• _GIVEN PROBLEM_
Copy out all the lines in the records that include the word "code".

──────── INFORMATION SHOWN ────────

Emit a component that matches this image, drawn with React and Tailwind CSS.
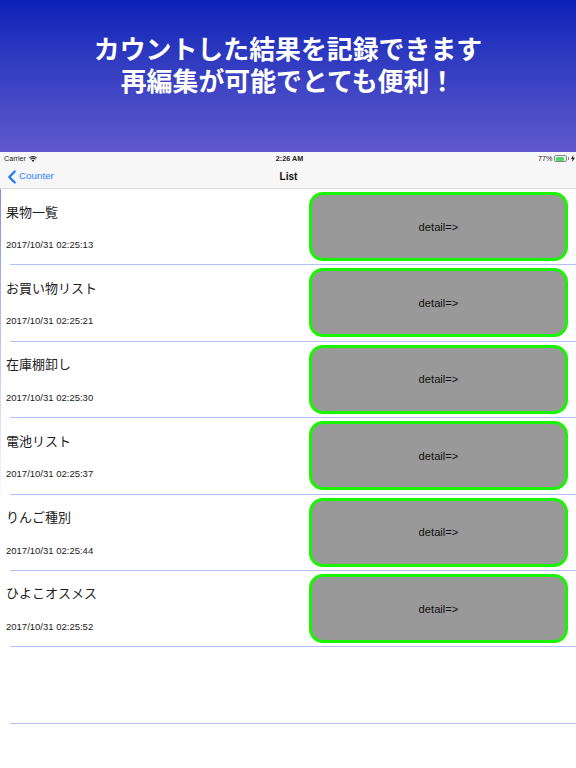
import React from 'react';
import { ChevronLeft } from 'lucide-react';

const rows = [
  { title: '果物一覧', date: '2017/10/31 02:25:13' },
  { title: 'お買い物リスト', date: '2017/10/31 02:25:21' },
  { title: '在庫棚卸し', date: '2017/10/31 02:25:30' },
  { title: '電池リスト', date: '2017/10/31 02:25:37' },
  { title: 'りんご種別', date: '2017/10/31 02:25:44' },
  { title: 'ひよこオスメス', date: '2017/10/31 02:25:52' },
];

const sans = 'font-["Liberation_Sans","Noto_Sans_CJK_JP",sans-serif]';

function Wifi() {
  return (
    <svg width="8" height="6" viewBox="0 0 20 15" className="text-[#222]">
      <path fill="currentColor" d="M10 15 L6.6 11.2 A5 5 0 0 1 13.4 11.2 Z M4.9 9.4 L3 7.3 A10 10 0 0 1 17 7.3 L15.1 9.4 A7.4 7.4 0 0 0 4.9 9.4 Z M1.6 5.8 L0 4 A14.5 14.5 0 0 1 20 4 L18.4 5.8 A12.2 12.2 0 0 0 1.6 5.8 Z" />
    </svg>
  );
}

function Battery() {
  return (
    <div className="flex items-center">
      <div className="flex h-[7px] w-[13px] rounded-[2px] border-[0.5px] border-[#888] p-[0.5px]">
        <div className="h-full w-[77%] rounded-[1px] bg-[#4cd964]" />
      </div>
      <div className="ml-[0.5px] h-[3px] w-[1px] bg-[#888]" />
      <svg width="4" height="7" viewBox="0 0 4 7" className="ml-[2px]">
        <path fill="#222" d="M2.4 0 L0 4 H1.6 L1.2 7 L4 2.8 H2.2 Z" />
      </svg>
    </div>
  );
}

function Row({ title, date }) {
  return (
    <div className="flex h-[76.4px] flex-col">
      <div className="flex flex-1 items-start justify-between pl-[5px] pr-2">
        <div className="flex flex-col">
          <span className="mt-[14.5px] text-[13px] leading-[18px] text-[#222]">{title}</span>
          <span className="mt-[16.5px] text-[9.5px] leading-[14px] text-[#222]">{date}</span>
        </div>
        <div className="mt-[3px] flex h-[69px] w-[259px] items-center justify-center rounded-[14px] border-[3px] border-[#19f500] bg-[#999999] pt-[1px] text-[11.2px] text-[#111]">
          detail=&gt;
        </div>
      </div>
      <div className="ml-[9px] h-px bg-[#b4c0f8]" />
    </div>
  );
}

export default function App() {
  return (
    <div className={`flex h-[768px] w-[576px] flex-col overflow-hidden bg-white ${sans}`}>
      <div className="flex h-[152px] flex-col items-center bg-gradient-to-b from-[#0c20b8] to-[#6058cc] pt-[34px] text-center text-[25.9px] leading-[32px] font-bold text-white">
        <div>カウントした結果を記録できます</div>
        <div>再編集が可能でとても便利！</div>
      </div>
      <div className="flex h-[37px] flex-col border-b border-[#dcdcdc] bg-[#f7f7f7] pl-[1px]">
        <div className="flex h-[13px] items-center justify-between pt-[1px] pr-[1px] pl-[3px] text-[7.2px] text-[#222]">
          <div className="flex w-[60px] items-center gap-[3px]">
            Carrier
            <Wifi />
          </div>
          <div className="font-bold">2:26 AM</div>
          <div className="flex w-[60px] items-center justify-end gap-[2px]">
            77%
            <Battery />
          </div>
        </div>
        <div className="flex flex-1 items-center justify-between">
          <div className="flex w-[80px] items-center text-[9.8px] text-[#2a7fff]">
            <ChevronLeft size={22} strokeWidth={2.4} className="-mr-[4px] text-[#1a78ff]" />
            Counter
          </div>
          <div className="text-[10px] font-bold text-[#111]">List</div>
          <div className="w-[80px]" />
        </div>
      </div>
      <div className="flex-1 bg-gradient-to-b from-[#8a88e8] to-white to-[55%] pl-[1px]">
        <div className="h-full bg-white">
          {rows.map((r) => (
            <Row key={r.date} title={r.title} date={r.date} />
          ))}
          <div className="flex h-[76.4px] flex-col justify-end">
            <div className="ml-[9px] h-px bg-[#b4c0f8]" />
          </div>
        </div>
      </div>
    </div>
  );
}
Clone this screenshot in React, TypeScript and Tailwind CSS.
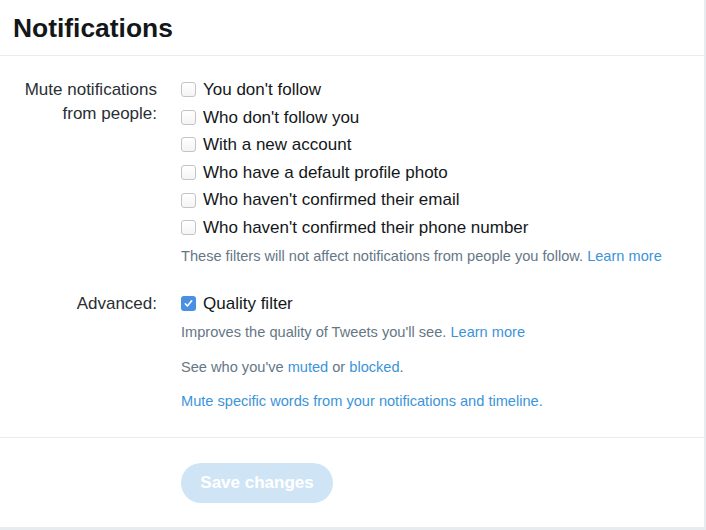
import React from "react";

const options = [
  { label: "You don't follow", checked: false },
  { label: "Who don't follow you", checked: false },
  { label: "With a new account", checked: false },
  { label: "Who have a default profile photo", checked: false },
  { label: "Who haven't confirmed their email", checked: false },
  { label: "Who haven't confirmed their phone number", checked: false },
];

function Box({ checked }: { checked: boolean }) {
  if (checked) {
    return (
      <span className="flex h-[15px] w-[15px] shrink-0 items-center justify-center rounded-[3px] bg-[#4a90e2]">
        <svg width="11" height="11" viewBox="0 0 11 11" fill="none">
          <path d="M2.3 5.8 L4.4 8 L8.7 2.8" stroke="white" strokeWidth="1.6" strokeLinecap="round" strokeLinejoin="round" />
        </svg>
      </span>
    );
  }
  return (
    <span className="h-[15px] w-[15px] shrink-0 rounded-[3px] border border-[#c4c4c4] bg-gradient-to-b from-white to-[#f4f4f4]" />
  );
}

export default function App() {
  return (
    <div
      className="h-[530px] w-[706px] bg-[#e6ecf0]"
      style={{ fontFamily: '"Liberation Sans", Arial, sans-serif' }}
    >
      <div className="h-[527px] w-[704px] bg-white">
        <div className="flex h-[56px] items-center border-b border-[#e6ecf0] pl-[13px] pt-[1px]">
          <h1 className="text-[26.4px] font-bold leading-none text-[#14171a]">Notifications</h1>
        </div>

        <div className="pt-[20px]">
          <div className="flex gap-[24px]">
            <div className="w-[157px] shrink-0 pt-[2px] text-right text-[17px] leading-[24px] text-[#292f33]">
              Mute notifications
              <br />
              from people:
            </div>
            <div className="flex flex-col">
              {options.map((o) => (
                <label key={o.label} className="flex h-[27.6px] items-center gap-[7px] text-[17px] text-[#14171a]">
                  <Box checked={o.checked} />
                  <span>{o.label}</span>
                </label>
              ))}
              <p className="mt-[4px] text-[14.6px] leading-[20px] text-[#657786]">
                These filters will not affect notifications from people you follow.{" "}
                <span className="text-[#3b94d9]">Learn more</span>
              </p>
            </div>
          </div>

          <div className="mt-[24px] flex gap-[24px]">
            <div className="w-[157px] shrink-0 text-right text-[17px] leading-[27.6px] text-[#292f33]">
              Advanced:
            </div>
            <div className="flex flex-col">
              <label className="flex h-[27.6px] items-center gap-[7px] text-[17px] text-[#14171a]">
                <Box checked />
                <span>Quality filter</span>
              </label>
              <p className="mt-[5px] text-[14.6px] leading-[20px] text-[#657786]">
                Improves the quality of Tweets you'll see.{" "}
                <span className="text-[#3b94d9]">Learn more</span>
              </p>
              <p className="mt-[15px] text-[14.6px] leading-[20px] text-[#657786]">
                See who you've <span className="text-[#3b94d9]">muted</span> or{" "}
                <span className="text-[#3b94d9]">blocked</span>.
              </p>
              <p className="mt-[14px] text-[14.6px] leading-[20px] text-[#3b94d9]">
                Mute specific words from your notifications and timeline.
              </p>
            </div>
          </div>
        </div>

        <div className="mt-[26px] border-t border-[#e6ecf0] pl-[181px] pt-[25px]">
          <button className="h-[40px] w-[152px] rounded-full bg-[#cfe5f6] text-[17px] font-bold text-white">
            Save changes
          </button>
        </div>
      </div>
    </div>
  );
}
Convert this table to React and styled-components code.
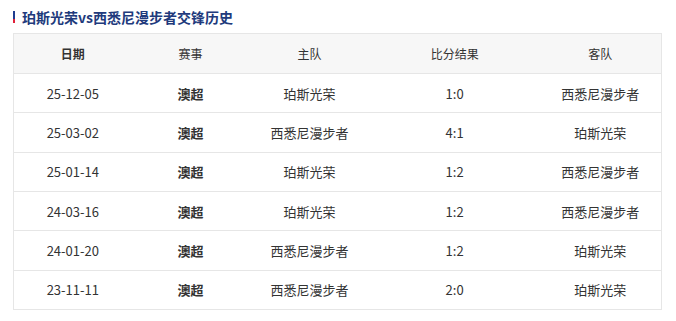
import React from "react";
import styled, { createGlobalStyle } from "styled-components";

const GlobalStyle = createGlobalStyle`
  body {
    margin: 0;
    background: #fff;
    font-family: "Noto Sans CJK SC", "Noto Sans", sans-serif;
    color: #333;
  }
`;

const columns = [
  { key: "date", title: "日期", width: 118, bold: true },
  { key: "league", title: "赛事", width: 118 },
  { key: "home", title: "主队", width: 121 },
  { key: "score", title: "比分结果", width: 170 },
  { key: "away", title: "客队", width: 122 },
];

const matches = [
  { date: "25-12-05", league: "澳超", home: "珀斯光荣", score: "1:0", away: "西悉尼漫步者" },
  { date: "25-03-02", league: "澳超", home: "西悉尼漫步者", score: "4:1", away: "珀斯光荣" },
  { date: "25-01-14", league: "澳超", home: "珀斯光荣", score: "1:2", away: "西悉尼漫步者" },
  { date: "24-03-16", league: "澳超", home: "珀斯光荣", score: "1:2", away: "西悉尼漫步者" },
  { date: "24-01-20", league: "澳超", home: "西悉尼漫步者", score: "1:2", away: "珀斯光荣" },
  { date: "23-11-11", league: "澳超", home: "西悉尼漫步者", score: "2:0", away: "珀斯光荣" },
];

const App = () => {
  return (
    <React.Fragment>
      <GlobalStyle />
      <Wrap>
        <TitleRow>
          <TitleBar />
          <Title>珀斯光荣vs西悉尼漫步者交锋历史</Title>
        </TitleRow>
        <Table>
          <HeadRow>
            {columns.map((c) => (
              <HeadCell key={c.key} $w={c.width} $bold={c.bold}>
                {c.title}
              </HeadCell>
            ))}
          </HeadRow>
          {matches.map((m, idx) => (
            <Row key={idx}>
              {columns.map((c) => (
                <Cell key={c.key} $w={c.width} $bold={c.key === "league"}>
                  {m[c.key]}
                </Cell>
              ))}
            </Row>
          ))}
        </Table>
      </Wrap>
    </React.Fragment>
  );
};

const Wrap = styled.div`
  width: 649px;
  padding: 10px 0 0 13px;
`;

const TitleRow = styled.div`
  height: 13px;
  display: flex;
  align-items: center;
  margin-bottom: 10px;
`;

const TitleBar = styled.div`
  width: 2px;
  height: 12px;
  margin-top: 1px;
  background: linear-gradient(to bottom, #1f3d8f 0, #1f3d8f 65%, #e0203a 65%, #e0203a 100%);
`;

const Title = styled.div`
  margin-left: 7px;
  font-size: 14px;
  font-weight: bold;
  color: #213a7c;
  line-height: 14px;
`;

const Table = styled.div`
  border: 1px solid #e6e6e6;
  border-bottom: none;
  box-sizing: border-box;
`;

const HeadRow = styled.div`
  display: flex;
  height: 40px;
  background: #f7f7f7;
  border-bottom: 1px solid #e6e6e6;
  box-sizing: border-box;
`;

const HeadCell = styled.div`
  width: ${(p) => p.$w}px;
  display: flex;
  align-items: center;
  justify-content: center;
  font-size: 12px;
  font-weight: ${(p) => (p.$bold ? "bold" : "normal")};
  color: #333;
`;

const Row = styled.div`
  display: flex;
  height: 39.33px;
  border-bottom: 1px solid #e6e6e6;
  box-sizing: border-box;
`;

const Cell = styled.div`
  width: ${(p) => p.$w}px;
  display: flex;
  align-items: center;
  justify-content: center;
  font-size: 13px;
  font-weight: ${(p) => (p.$bold ? "bold" : "normal")};
  color: #333;
`;

export default App;
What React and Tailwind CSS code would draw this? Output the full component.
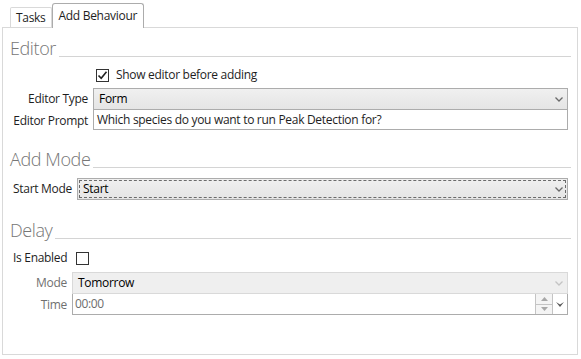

────────

• _ANSWER IN FULL_
Convert this table to React and styled-components code.
What React and Tailwind CSS code would draw this? Output the full component.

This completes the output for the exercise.